Louisville’s Fabric Permanently Altered Again
Posted: July 21st, 2008 | Filed under: Community, Culture, Ruminations | No Comments »Baer’s Button store on the 600 block of West Market was run by Mr. Baer. Just as my parent’s store (Handbag Mart, an apt, utilitarian moniker) was owned and operated by my family down the street. In the 50′s and 60′s, some even surviving into the 70′s, they and thousands across the land like them thrived, many mom & pop operations. It had been the norm since the beginning of the republic.
The first time dad sent me down to Baer’s to get a swatch of cloth to fix a purse, I asked Mr. Baer, a paunchy man with a twinkle in his eye, to help me. “Ask Clarence,” he said. “Clarence knows where everything is.”
So he did. We took the old freight elevator to the third floor. Through narrow aisles between floor to ceiling shelves laden with thousands of bolts of fabric, Clarence circuitously led me straight to what my father needed.
Clarence — never knew his last name — was a swell guy. He became a confidant and the fellow I’d always go to when dad needed some piece of cloth or another, or my mom needed a button and sent me to fetch it instead of going herself. That Clarence was black was an afterthought. Even in the 50’s.
Actually no thought at all. For awhile, I’d already been getting haircuts from another African-American, Devoe C. Hale. He was the always prim and proper gentleman, whose store was situated between my parent’s and Baer’s. Mr. Hale — always Mr. Hale — was the only merchant on the block who wore a white shirt and tie every day. And an immaculate white barber’s coat too. He commanded respect.
For a short period he had a shoe shine guy who polished your Weejuns with such relish that your feet would get hot from the friction of the polishing cloth. Through the years, he had a bunch of others who didn’t snap those cloths quite so hard.
Though I only vaguely remember such myself, Mr. Hale was apparently as randy as he was dignified. As the story goes, one of his regular customers would get so heated up during his blue conversations in Mr. Hale’s barber chair, that he’d have to calm down before he’d let Mr. Hale remove the sheet that covered his lap. I guess when I think about it, when I was in his chair, Mr. Hale did always inquire whether “I was getting any?”

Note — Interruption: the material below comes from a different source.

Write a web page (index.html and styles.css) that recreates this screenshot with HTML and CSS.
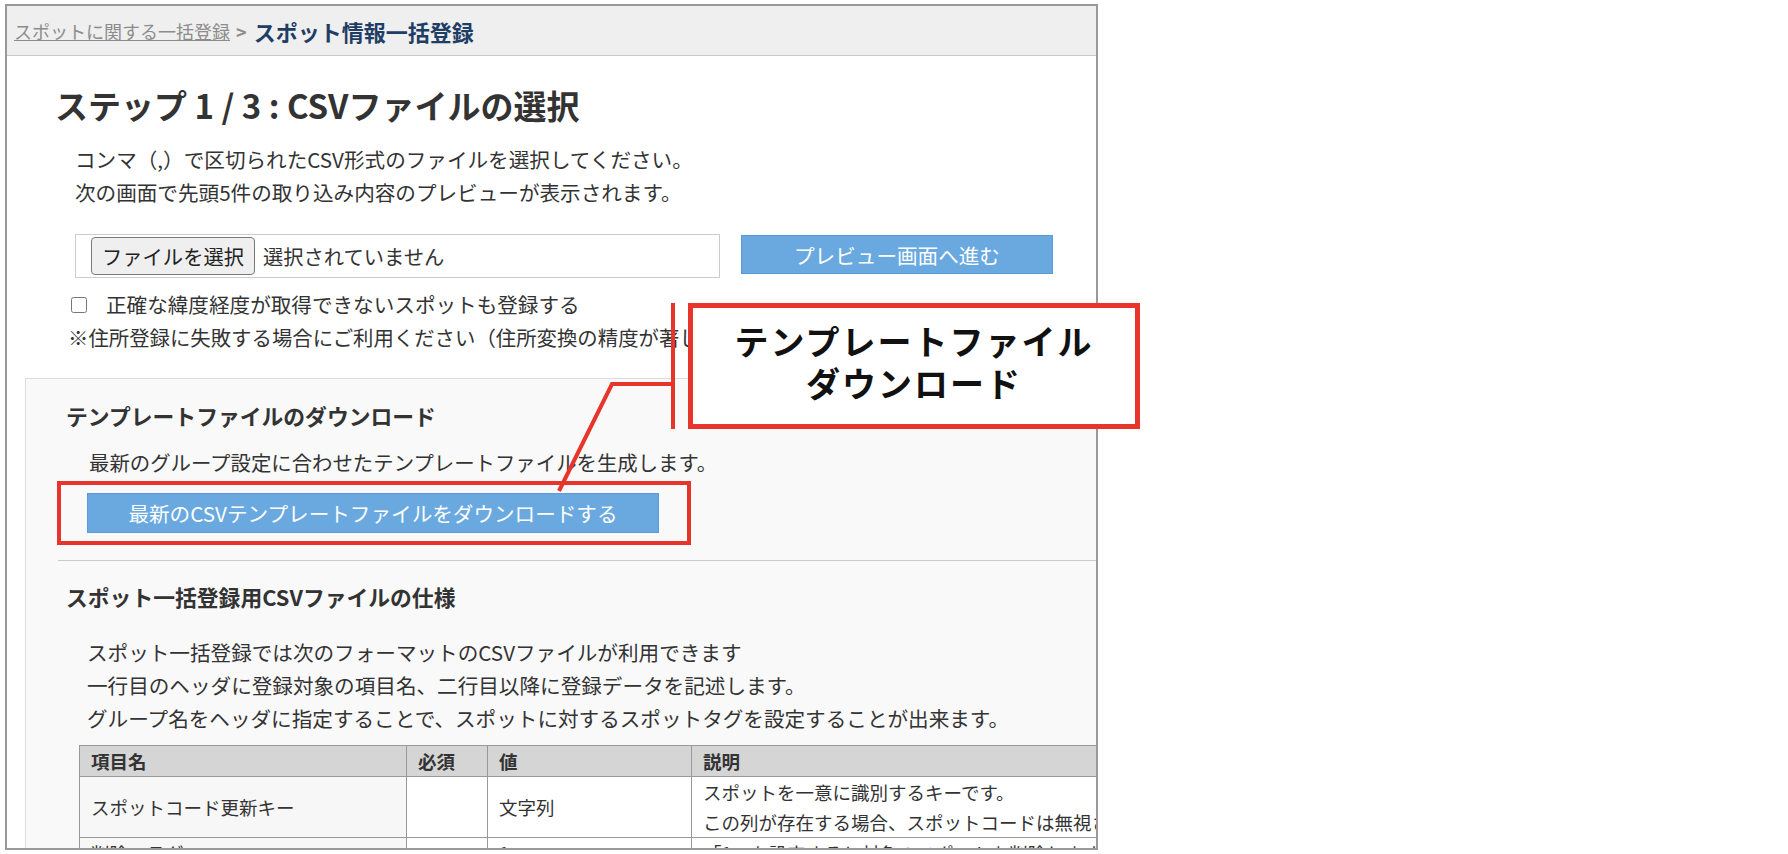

Baer’s survived the not-so-halcyon days that followed those glorious times when mom and pop stores could actually survive, even prosper, in our economy. The other stores along that block didn’t fare so well. Shoe Market, Pix, Sportswear Mart, Marks Paint, Bell Furniture, Universal Distributing, Fleischer’s Hardware, Handbag Mart — all long gone. In the name of urban renewal and the anschluss of big business and bulk purchasing discounts, they succumbed one by one.
Charlie Wilson’s appliance store survived, moving down Market toward the east end, and prospered.
Baer’s Buttons became Baer Fabrics and it also moved east on Market. Its reputation was enhanced through the years. It was the go-to emporium for cloth and buttons and all the attendant stuff that went with them. Ticking. Sewing machines. They held upholstering classes and sewing camps. The employees knew what they were talking about. And they cared.
You needed to match a button? If Baer’s didn’t have one, it didn’t exist. Period.
You wanted to re-upholster a nifty old chair? If Baer didn’t have something that worked, you were the one who was looking for the unattainable.
Well, bury the rag deep in your face, now is the time for your tears.
Baer Fabrics closed its doors last week, more than a century after they opened in 1905. A lot of folks are stunned, dismayed, flummoxed by the loss. Nobody really understands.
Not enough business? How could that be, the place was always busy. Always.
Bad management? Too much debt? A bank loan officer with an itchy trigger finger?
Whatever.
Another beloved local institution bites the dust, gone the way of Levy’s, Levy Brothers, Oscar Ewing Dairy, Ehrler’s, Hawley Cooke, Nap’s Market, Charlie Simon’s Delicatessen, the Vogue and Williams Food Shop at the corner of 5th and Market, where you could sit at the counter and enjoy a cheeseburger smothered in grilled onions that put every other one you ever ate to shame. They also served Waldorf Salad.
Maybe I’m just nostalgic for the days when life lay ahead and my contemporaries — Bobby and Bernie and Steve and David and Jimmy and Ian — and I all worked for our parents and uncles & aunts at those stores on Market. For the characters on the streets. For the invigorating urban cross section that it was. For those cheeseburgers. For that first 45 rpm record player I bought after staring at it for months in the window at Ben Snyder’s. For the grilled sweet rolls at Quino’s before work.
So our leaders can talk all they want about the latest pre-fab nightclub to land on Fourth Street. Or the newest franchise at one of the malls just like the ones at the malls the next city over. It ain’t the same.
You’re not gonna run into Don, the old fellow who took your money at Williams’ and always bid you adieu with a nod and staccato “Thank you.”
Or, Clarence, who knew where every button and bolt of gingham was stored. And made you laugh while fetching it, all the while counseling you how to talk with the cutie in history class.